╔══
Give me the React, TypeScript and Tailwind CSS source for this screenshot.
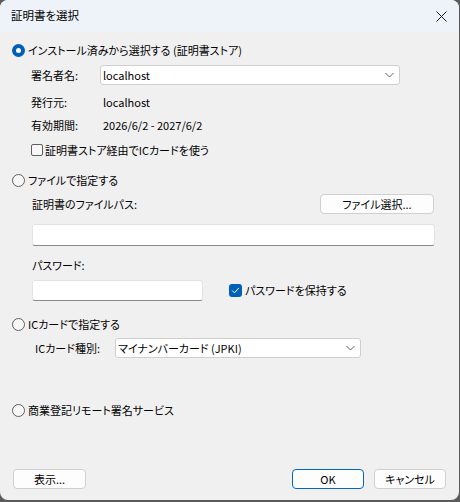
import React from "react";

const jp = "font-['Noto_Sans_CJK_JP',sans-serif] [font-feature-settings:'palt']";

function Radio({ checked }: { checked?: boolean }) {
  if (checked) {
    return (
      <span className="flex h-[13px] w-[13px] shrink-0 items-center justify-center rounded-full bg-[#005fb8]">
        <span className="h-[5px] w-[5px] rounded-full bg-white" />
      </span>
    );
  }
  return <span className="h-[13px] w-[13px] shrink-0 rounded-full border border-[#5f5f5f] bg-[#f7f7f7]" />;
}

function Check({ checked }: { checked?: boolean }) {
  if (checked) {
    return (
      <span className="flex h-[13px] w-[13px] shrink-0 items-center justify-center rounded-[3px] bg-[#005fb8]">
        <svg width="9" height="9" viewBox="0 0 9 9" fill="none">
          <path d="M1.5 4.8 L3.5 6.8 L7.6 2.2" stroke="white" strokeWidth="1" strokeLinecap="round" strokeLinejoin="round" />
        </svg>
      </span>
    );
  }
  return <span className="h-[12px] w-[12px] shrink-0 rounded-[2px] border border-[#5f5f5f] bg-[#f7f7f7]" />;
}

function Chevron() {
  return (
    <svg width="9" height="6" viewBox="0 0 9 6" fill="none">
      <path d="M0.5 1 L4.5 5 L8.5 1" stroke="#606060" strokeWidth="1" />
    </svg>
  );
}

function Combo({ value, width }: { value: string; width: string }) {
  return (
    <div className={`flex h-[20px] ${width} items-center justify-between rounded-[3px] border border-[#cfcfcf] bg-white pl-[2px] pr-[5px]`}>
      <span className="leading-none text-[#000]">{value}</span>
      <Chevron />
    </div>
  );
}

function Button({ children, primary, width }: { children: React.ReactNode; primary?: boolean; width: string }) {
  return (
    <div
      className={`flex h-[20px] ${width} items-center justify-center rounded-[4px] border bg-[#fdfdfd] text-[11px] leading-none text-black ${
        primary ? "border-[#0067c0]" : "border-[#d0d0d0]"
      }`}
    >
      {children}
    </div>
  );
}

export default function App() {
  return (
    <div className={`h-[502px] w-[460px] bg-[#5b5b5b] ${jp}`}>
      <div className="flex h-[500px] w-[459px] flex-col overflow-hidden rounded-b-[8px] rounded-t-[8px] bg-[#f0f0f0]">
        {/* title bar */}
        <div className="flex h-[32px] shrink-0 items-center justify-between bg-[#eef3f9] pl-[11px] pr-[11px]">
          <span className="text-[11.5px] leading-none text-black">証明書を選択</span>
          <svg width="11" height="11" viewBox="0 0 11 11" fill="none" className="mr-[1px]">
            <path d="M0.5 0.5 L10.5 10.5 M10.5 0.5 L0.5 10.5" stroke="#1a1a1a" strokeWidth="1" />
          </svg>
        </div>

        <div className="flex flex-col text-[11px] leading-none text-black">
          {/* installed store */}
          <div className="mt-[10px] flex h-[16px] items-center gap-[3px] pl-[12px]">
            <Radio checked />
            <span>インストール済みから選択する (証明書ストア)</span>
          </div>
          <div className="mt-[7px] flex items-center pl-[31px]">
            <span className="w-[69px]">署名者名:</span>
            <Combo value="localhost" width="w-[300px]" />
          </div>
          <div className="mt-[9px] flex h-[16px] items-center pl-[31px]">
            <span className="w-[72px]">発行元:</span>
            <span>localhost</span>
          </div>
          <div className="mt-[7px] flex h-[16px] items-center pl-[31px]">
            <span className="w-[72px]">有効期間:</span>
            <span>2026/6/2 - 2027/6/2</span>
          </div>
          <div className="mt-[9px] flex h-[16px] items-center gap-[2px] pl-[31px]">
            <Check />
            <span>証明書ストア経由でICカードを使う</span>
          </div>

          {/* file */}
          <div className="mt-[14px] flex h-[16px] items-center gap-[3px] pl-[12px]">
            <Radio />
            <span>ファイルで指定する</span>
          </div>
          <div className="mt-[6px] flex items-center justify-between pl-[32px] pr-[25px]">
            <span>証明書のファイルパス:</span>
            <Button width="w-[114px]">ファイル選択...</Button>
          </div>
          <div className="ml-[32px] mt-[10px] h-[22px] w-[403px] rounded-[3px] border border-[#e3e3e3] border-b-[#8a8a8a] bg-white" />
          <div className="mt-[11px] flex h-[16px] items-center pl-[32px]">
            <span>パスワード:</span>
          </div>
          <div className="mt-[7px] flex items-center pl-[32px]">
            <div className="h-[21px] w-[171px] rounded-[3px] border border-[#e3e3e3] border-b-[#8a8a8a] bg-white" />
            <div className="ml-[26px] flex items-center gap-[3px]">
              <Check checked />
              <span>パスワードを保持する</span>
            </div>
          </div>

          {/* IC card */}
          <div className="mt-[15px] flex h-[16px] items-center gap-[3px] pl-[12px]">
            <Radio />
            <span>ICカードで指定する</span>
          </div>
          <div className="mt-[6px] flex items-center pl-[35px]">
            <span className="w-[80px]">ICカード種別:</span>
            <Combo value="マイナンバーカード (JPKI)" width="w-[246px]" />
          </div>

          {/* remote */}
          <div className="mt-[44px] flex h-[16px] items-center gap-[3px] pl-[12px]">
            <Radio />
            <span>商業登記リモート署名サービス</span>
          </div>

          {/* buttons */}
          <div className="mt-[51px] flex items-center pl-[13px]">
            <Button width="w-[73px]">表示...</Button>
            <div className="ml-auto mr-[13px] flex gap-[10px]">
              <Button primary width="w-[72px]">OK</Button>
              <Button width="w-[72px]">キャンセル</Button>
            </div>
          </div>
        </div>
      </div>
    </div>
  );
}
╚══
* _What is asked_: Except for the pictures, print the data above exactly.

* _Answer to the exercise_:
Give me the React, TypeScript and Tailwind CSS source for this screenshot.
import React from "react";

const jp = "font-['Noto_Sans_CJK_JP',sans-serif] [font-feature-settings:'palt']";

function Radio({ checked }: { checked?: boolean }) {
  if (checked) {
    return (
      <span className="flex h-[13px] w-[13px] shrink-0 items-center justify-center rounded-full bg-[#005fb8]">
        <span className="h-[5px] w-[5px] rounded-full bg-white" />
      </span>
    );
  }
  return <span className="h-[13px] w-[13px] shrink-0 rounded-full border border-[#5f5f5f] bg-[#f7f7f7]" />;
}

function Check({ checked }: { checked?: boolean }) {
  if (checked) {
    return (
      <span className="flex h-[13px] w-[13px] shrink-0 items-center justify-center rounded-[3px] bg-[#005fb8]">
        <svg width="9" height="9" viewBox="0 0 9 9" fill="none">
          <path d="M1.5 4.8 L3.5 6.8 L7.6 2.2" stroke="white" strokeWidth="1" strokeLinecap="round" strokeLinejoin="round" />
        </svg>
      </span>
    );
  }
  return <span className="h-[12px] w-[12px] shrink-0 rounded-[2px] border border-[#5f5f5f] bg-[#f7f7f7]" />;
}

function Chevron() {
  return (
    <svg width="9" height="6" viewBox="0 0 9 6" fill="none">
      <path d="M0.5 1 L4.5 5 L8.5 1" stroke="#606060" strokeWidth="1" />
    </svg>
  );
}

function Combo({ value, width }: { value: string; width: string }) {
  return (
    <div className={`flex h-[20px] ${width} items-center justify-between rounded-[3px] border border-[#cfcfcf] bg-white pl-[2px] pr-[5px]`}>
      <span className="leading-none text-[#000]">{value}</span>
      <Chevron />
    </div>
  );
}

function Button({ children, primary, width }: { children: React.ReactNode; primary?: boolean; width: string }) {
  return (
    <div
      className={`flex h-[20px] ${width} items-center justify-center rounded-[4px] border bg-[#fdfdfd] text-[11px] leading-none text-black ${
        primary ? "border-[#0067c0]" : "border-[#d0d0d0]"
      }`}
    >
      {children}
    </div>
  );
}

export default function App() {
  return (
    <div className={`h-[502px] w-[460px] bg-[#5b5b5b] ${jp}`}>
      <div className="flex h-[500px] w-[459px] flex-col overflow-hidden rounded-b-[8px] rounded-t-[8px] bg-[#f0f0f0]">
        {/* title bar */}
        <div className="flex h-[32px] shrink-0 items-center justify-between bg-[#eef3f9] pl-[11px] pr-[11px]">
          <span className="text-[11.5px] leading-none text-black">証明書を選択</span>
          <svg width="11" height="11" viewBox="0 0 11 11" fill="none" className="mr-[1px]">
            <path d="M0.5 0.5 L10.5 10.5 M10.5 0.5 L0.5 10.5" stroke="#1a1a1a" strokeWidth="1" />
          </svg>
        </div>

        <div className="flex flex-col text-[11px] leading-none text-black">
          {/* installed store */}
          <div className="mt-[10px] flex h-[16px] items-center gap-[3px] pl-[12px]">
            <Radio checked />
            <span>インストール済みから選択する (証明書ストア)</span>
          </div>
          <div className="mt-[7px] flex items-center pl-[31px]">
            <span className="w-[69px]">署名者名:</span>
            <Combo value="localhost" width="w-[300px]" />
          </div>
          <div className="mt-[9px] flex h-[16px] items-center pl-[31px]">
            <span className="w-[72px]">発行元:</span>
            <span>localhost</span>
          </div>
          <div className="mt-[7px] flex h-[16px] items-center pl-[31px]">
            <span className="w-[72px]">有効期間:</span>
            <span>2026/6/2 - 2027/6/2</span>
          </div>
          <div className="mt-[9px] flex h-[16px] items-center gap-[2px] pl-[31px]">
            <Check />
            <span>証明書ストア経由でICカードを使う</span>
          </div>

          {/* file */}
          <div className="mt-[14px] flex h-[16px] items-center gap-[3px] pl-[12px]">
            <Radio />
            <span>ファイルで指定する</span>
          </div>
          <div className="mt-[6px] flex items-center justify-between pl-[32px] pr-[25px]">
            <span>証明書のファイルパス:</span>
            <Button width="w-[114px]">ファイル選択...</Button>
          </div>
          <div className="ml-[32px] mt-[10px] h-[22px] w-[403px] rounded-[3px] border border-[#e3e3e3] border-b-[#8a8a8a] bg-white" />
          <div className="mt-[11px] flex h-[16px] items-center pl-[32px]">
            <span>パスワード:</span>
          </div>
          <div className="mt-[7px] flex items-center pl-[32px]">
            <div className="h-[21px] w-[171px] rounded-[3px] border border-[#e3e3e3] border-b-[#8a8a8a] bg-white" />
            <div className="ml-[26px] flex items-center gap-[3px]">
              <Check checked />
              <span>パスワードを保持する</span>
            </div>
          </div>

          {/* IC card */}
          <div className="mt-[15px] flex h-[16px] items-center gap-[3px] pl-[12px]">
            <Radio />
            <span>ICカードで指定する</span>
          </div>
          <div className="mt-[6px] flex items-center pl-[35px]">
            <span className="w-[80px]">ICカード種別:</span>
            <Combo value="マイナンバーカード (JPKI)" width="w-[246px]" />
          </div>

          {/* remote */}
          <div className="mt-[44px] flex h-[16px] items-center gap-[3px] pl-[12px]">
            <Radio />
            <span>商業登記リモート署名サービス</span>
          </div>

          {/* buttons */}
          <div className="mt-[51px] flex items-center pl-[13px]">
            <Button width="w-[73px]">表示...</Button>
            <div className="ml-auto mr-[13px] flex gap-[10px]">
              <Button primary width="w-[72px]">OK</Button>
              <Button width="w-[72px]">キャンセル</Button>
            </div>
          </div>
        </div>
      </div>
    </div>
  );
}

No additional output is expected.